逆に、税金滞納や杜撰な帳簿管理は信用を失う要因です。
(5)担保・保証人の有無
融資の安全性を確保するために、担保や保証人の有無も審査項目に含まれます。
特に銀行融資では、不動産担保や保証協会の保証がある場合、審査が通りやすくなります。
ただし、担保や保証がなくても、事業の将来性や経営者の信頼性が高ければ融資が実行されるケースもあります。
日本政策金融公庫や一部の信用金庫では、無担保・無保証での融資制度も整備されています。
3. 融資審査を通過するための実践的ポイント
審査での印象を高め、融資通過率を上げるためには、次のような具体的な準備と工夫が効果的です。
① 資金計画を明確に立てる
「いくら必要か」「いつ必要か」「どのように返すか」を具体的に示すことが大切です。
あいまいな申請は「資金管理ができていない」と判断される可能性があります。
融資担当者が納得できる根拠を数字で示しましょう。
② 経営計画書を丁寧に作成する
特に新規創業や赤字企業の場合は、将来的な見通しを伝えるために「経営計画書」が必須です。
収支計画、マーケティング戦略、リスク対策を具体的にまとめ、「この事業なら回収できる」と思わせる資料を用意しましょう。
③ 財務状況を整理し、黒字化の見通しを立てる
決算書や試算表の整合性を確認し、必要であれば専門家にチェックしてもらいましょう。
経営改善計画書を添えることで、赤字でも前向きに評価されるケースがあります。
④ 金融機関との信頼関係を築く
審査担当者は「この人に貸したい」と思える経営者を重視します。
普段から取引銀行とコミュニケーションを取り、事業報告をこまめに行うことが信頼につながります。

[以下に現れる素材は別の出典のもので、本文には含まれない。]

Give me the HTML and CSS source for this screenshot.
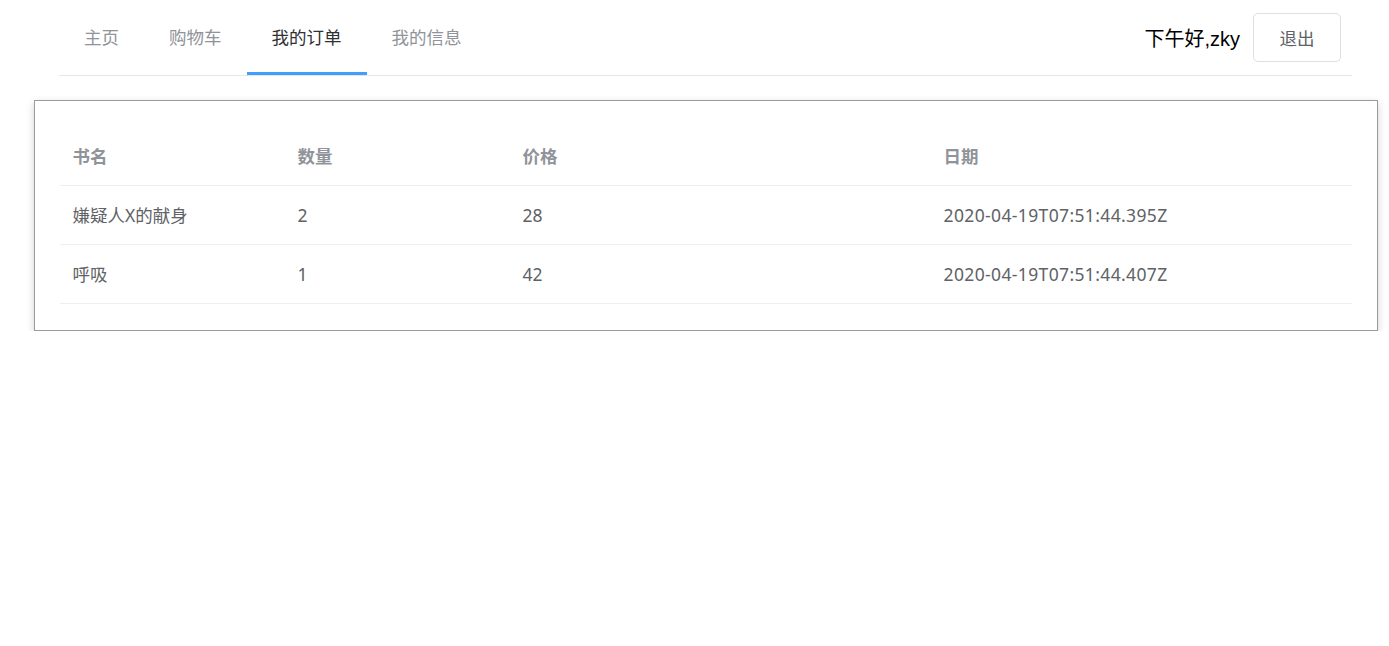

また、複数行に同時申請するよりも、主力取引銀行を中心に申請する方が効果的です。
4. 融資が通りにくいケースとその改善策
融資審査に落ちる主な理由としては、次のようなものがあります。
・赤字や債務超過で返済能力に疑問がある
・税金・社会保険料の滞納がある
・事業計画が抽象的・根拠が乏しい
・過去に返済遅延や信用事故がある
これらを改善するには、まず**経営状況の「見える化」**が重要です。
数字やデータを整理し、根拠をもって説明できるようにすることで、印象は大きく変わります。
また、信頼できる税理士や中小企業診断士に相談し、第三者の意見を取り入れるのも効果的です。
5. まとめ:融資審査は「信用」と「準備」で決まる
融資審査は、単に書類を提出して結果を待つだけのものではありません。
金融機関の立場から見て、「安心して貸せる」と思わせる情報を丁寧に整えることが成功の鍵です。
ポイントを整理すると次のようになります。
・事業の実態と将来性を具体的に示す
・資金使途を明確にし、返済計画を現実的に立てる
・経営者の信用を高める行動(納税・誠実な対応)を継続する
・財務データや事業計画を整備し、説得力ある資料を用意する
これらを意識して準備すれば、融資審査の通過率は確実に上がります。
「信用は一日にして成らず」。日々の経営姿勢が、融資成功の最大のポイントとなるのです。